##### DATA EXCERPT

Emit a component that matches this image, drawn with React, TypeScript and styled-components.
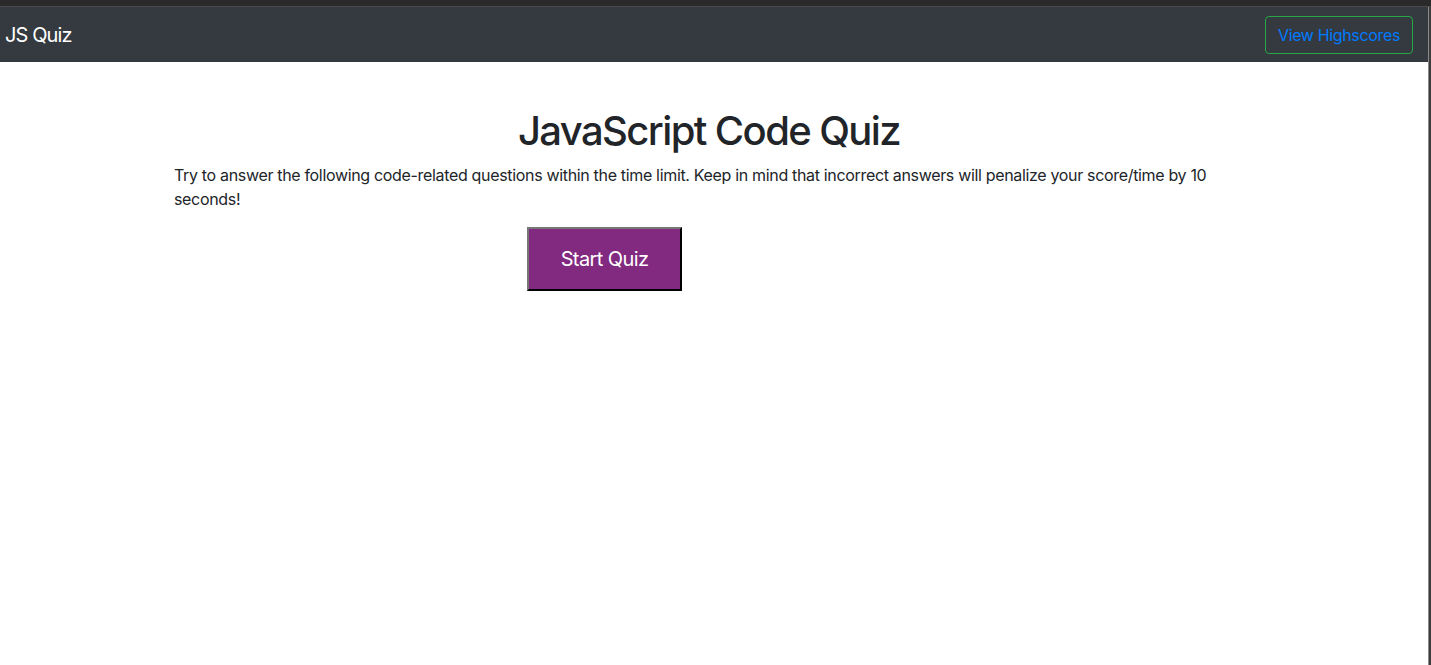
import * as React from 'react'
import styled, { createGlobalStyle } from 'styled-components'

const GlobalStyle = createGlobalStyle`
  html, body {
    margin: 0;
    padding: 0;
    background: #fff;
  }
  body {
    font-family: Inter, "Helvetica Neue", Arial, sans-serif;
    color: #212529;
    font-size: 16px;
    line-height: 1.5;
  }
`

export default function App() {
  return (
    <Frame>
      <GlobalStyle />
      <TopStrip />
      <Window>
        <Page>
          <Navbar>
            <Brand>JS Quiz</Brand>
            <OutlineButton>View Highscores</OutlineButton>
          </Navbar>
          <Content>
            <Title>JavaScript Code Quiz</Title>
            <Intro>
              Try to answer the following code-related questions within the time limit. Keep in mind that incorrect answers will penalize your score/time by 10 seconds!
            </Intro>
            <StartRow>
              <StartButton>Start Quiz</StartButton>
            </StartRow>
          </Content>
        </Page>
        <EdgeLine />
      </Window>
    </Frame>
  )
}

const Frame = styled.div`
  display: flex;
  flex-direction: column;
  height: 100vh;
  overflow: hidden;
`

const TopStrip = styled.div`
  flex: 0 0 7px;
  box-sizing: border-box;
  background: #2a2a2a;
  border-bottom: 1px solid #4a4a4a;
`

const Window = styled.div`
  flex: 1 1 0;
  display: flex;
`

const Page = styled.div`
  flex: 1 1 0;
  display: flex;
  flex-direction: column;
`

const EdgeLine = styled.div`
  flex: 0 0 3px;
  box-sizing: border-box;
  background: #3d3d3d;
  border-left: 1px solid #8a8a8a;
`

const Navbar = styled.nav`
  display: flex;
  align-items: center;
  justify-content: space-between;
  height: 55px;
  padding: 0 15px 0 5px;
  background: #343a40;
  box-sizing: border-box;
`

const Brand = styled.div`
  color: #fff;
  font-size: 20px;
  line-height: 30px;
  letter-spacing: -0.9px;
`

const OutlineButton = styled.button`
  font-family: inherit;
  font-size: 16px;
  line-height: 24px;
  letter-spacing: -0.35px;
  color: #007bff;
  background: transparent;
  border: 1px solid #28a745;
  border-radius: 4px;
  padding: 6px 12px;
  height: 38px;
  cursor: pointer;
`

const Content = styled.main`
  width: 1070px;
  margin-left: 174px;
  padding-top: 45px;
`

const Title = styled.h1`
  margin: 0 0 8px;
  font-size: 40px;
  font-weight: 500;
  line-height: 48px;
  letter-spacing: -1.6px;
  text-align: center;
  color: #212529;
`

const Intro = styled.p`
  margin: 0 0 16px;
  width: 1045px;
  font-size: 16px;
  line-height: 24px;
  letter-spacing: -0.33px;
`

const StartRow = styled.div`
  padding-left: 353px;
`

const StartButton = styled.button`
  font-family: inherit;
  width: 155px;
  height: 64px;
  font-size: 20px;
  letter-spacing: -0.6px;
  color: #fff;
  background: #812a7f;
  border: 2px outset #767676;
  border-top-color: #777;
  border-left-color: #777;
  border-right-color: #222;
  border-bottom-color: #222;
  cursor: pointer;
`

##########

Restate the whole listing above exactly, except for its images.

Emit a component that matches this image, drawn with React, TypeScript and styled-components.
import * as React from 'react'
import styled, { createGlobalStyle } from 'styled-components'

const GlobalStyle = createGlobalStyle`
  html, body {
    margin: 0;
    padding: 0;
    background: #fff;
  }
  body {
    font-family: Inter, "Helvetica Neue", Arial, sans-serif;
    color: #212529;
    font-size: 16px;
    line-height: 1.5;
  }
`

export default function App() {
  return (
    <Frame>
      <GlobalStyle />
      <TopStrip />
      <Window>
        <Page>
          <Navbar>
            <Brand>JS Quiz</Brand>
            <OutlineButton>View Highscores</OutlineButton>
          </Navbar>
          <Content>
            <Title>JavaScript Code Quiz</Title>
            <Intro>
              Try to answer the following code-related questions within the time limit. Keep in mind that incorrect answers will penalize your score/time by 10 seconds!
            </Intro>
            <StartRow>
              <StartButton>Start Quiz</StartButton>
            </StartRow>
          </Content>
        </Page>
        <EdgeLine />
      </Window>
    </Frame>
  )
}

const Frame = styled.div`
  display: flex;
  flex-direction: column;
  height: 100vh;
  overflow: hidden;
`

const TopStrip = styled.div`
  flex: 0 0 7px;
  box-sizing: border-box;
  background: #2a2a2a;
  border-bottom: 1px solid #4a4a4a;
`

const Window = styled.div`
  flex: 1 1 0;
  display: flex;
`

const Page = styled.div`
  flex: 1 1 0;
  display: flex;
  flex-direction: column;
`

const EdgeLine = styled.div`
  flex: 0 0 3px;
  box-sizing: border-box;
  background: #3d3d3d;
  border-left: 1px solid #8a8a8a;
`

const Navbar = styled.nav`
  display: flex;
  align-items: center;
  justify-content: space-between;
  height: 55px;
  padding: 0 15px 0 5px;
  background: #343a40;
  box-sizing: border-box;
`

const Brand = styled.div`
  color: #fff;
  font-size: 20px;
  line-height: 30px;
  letter-spacing: -0.9px;
`

const OutlineButton = styled.button`
  font-family: inherit;
  font-size: 16px;
  line-height: 24px;
  letter-spacing: -0.35px;
  color: #007bff;
  background: transparent;
  border: 1px solid #28a745;
  border-radius: 4px;
  padding: 6px 12px;
  height: 38px;
  cursor: pointer;
`

const Content = styled.main`
  width: 1070px;
  margin-left: 174px;
  padding-top: 45px;
`

const Title = styled.h1`
  margin: 0 0 8px;
  font-size: 40px;
  font-weight: 500;
  line-height: 48px;
  letter-spacing: -1.6px;
  text-align: center;
  color: #212529;
`

const Intro = styled.p`
  margin: 0 0 16px;
  width: 1045px;
  font-size: 16px;
  line-height: 24px;
  letter-spacing: -0.33px;
`

const StartRow = styled.div`
  padding-left: 353px;
`

const StartButton = styled.button`
  font-family: inherit;
  width: 155px;
  height: 64px;
  font-size: 20px;
  letter-spacing: -0.6px;
  color: #fff;
  background: #812a7f;
  border: 2px outset #767676;
  border-top-color: #777;
  border-left-color: #777;
  border-right-color: #222;
  border-bottom-color: #222;
  cursor: pointer;
`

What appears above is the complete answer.